The practical utility of nitrogen doped TiO2 as a photocatalyst for the oxidative removal of gaseous formaldehyde

Abstract

This study reports the oxidation/mineralization of formaldehyde (FA), a well-known hazardous volatile organic compound (VOC), using TiO2 doped with nitrogen (N-TiO2: N/Ti molar ratio=1) to improve its photoelectronic properties. The prepared N-TiO2 photocatalyst is deposited over ceramic beads and placed in a packed-bed tube reactor to induce the photocatalytic oxidation (PCO) of FA under the following conditions [FA concentration (100–500 ppm), flow rate (100–500 mL min-1), O2 (0–21%), relative humidity (RH: 0–100%), and ultraviolet (UV)-A illumination (32 W light source)]. The PCO performance in dry conditions shows 100% degradation of 100 ppm FA at a flow rate of 100 mL min-1 and a 21% O2 level (quantum yield = 1.72.E-02 molecules photon-1 and space time yield = 3.44.E-03 molecules photon-1 mg-1). The superior performance of N-TiO2 should be attributable to its enhanced light reactivity with lower bandgap energy (3.10 eV) and longer charge carrier life time (1.34 ns) relative to P25 (3.25 eV and 1.04 ns) and pure (anatase) TiO2 (3.25 eV and 1 ns).
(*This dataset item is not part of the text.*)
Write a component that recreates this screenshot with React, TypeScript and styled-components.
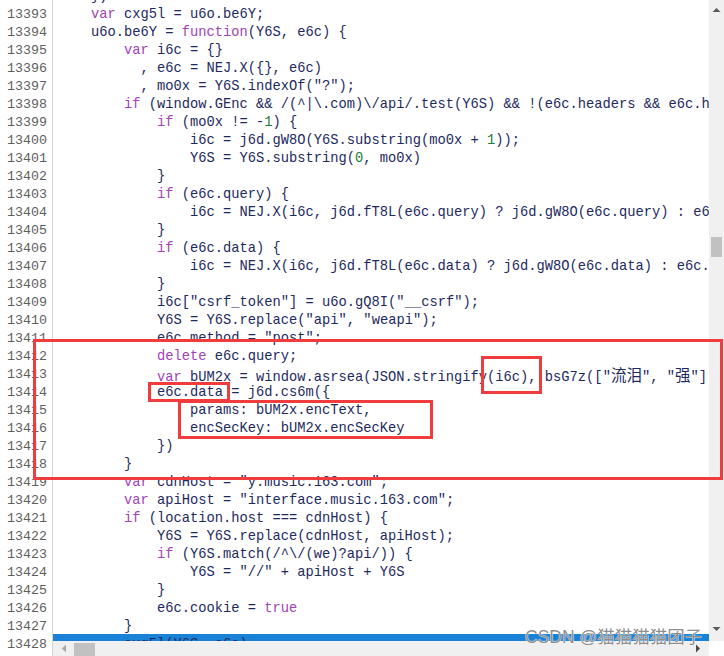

The photocatalytic activation of N-TiO2 is optimized in slightly humid conditions (RH 20%). In situ diffuse reflectance infrared Fourier transform spectroscopy and electron paramagnetic resonance studies confirm the critical role of O2 and H2O vapor on the enhanced FA mineralization rate (CO2 yield = 91%) through the generation of O2/OH oxidative radicals. This study offers deep insights into the practical utility of N-TiO2 for the photocatalytic mineralization of aldehyde VOCs.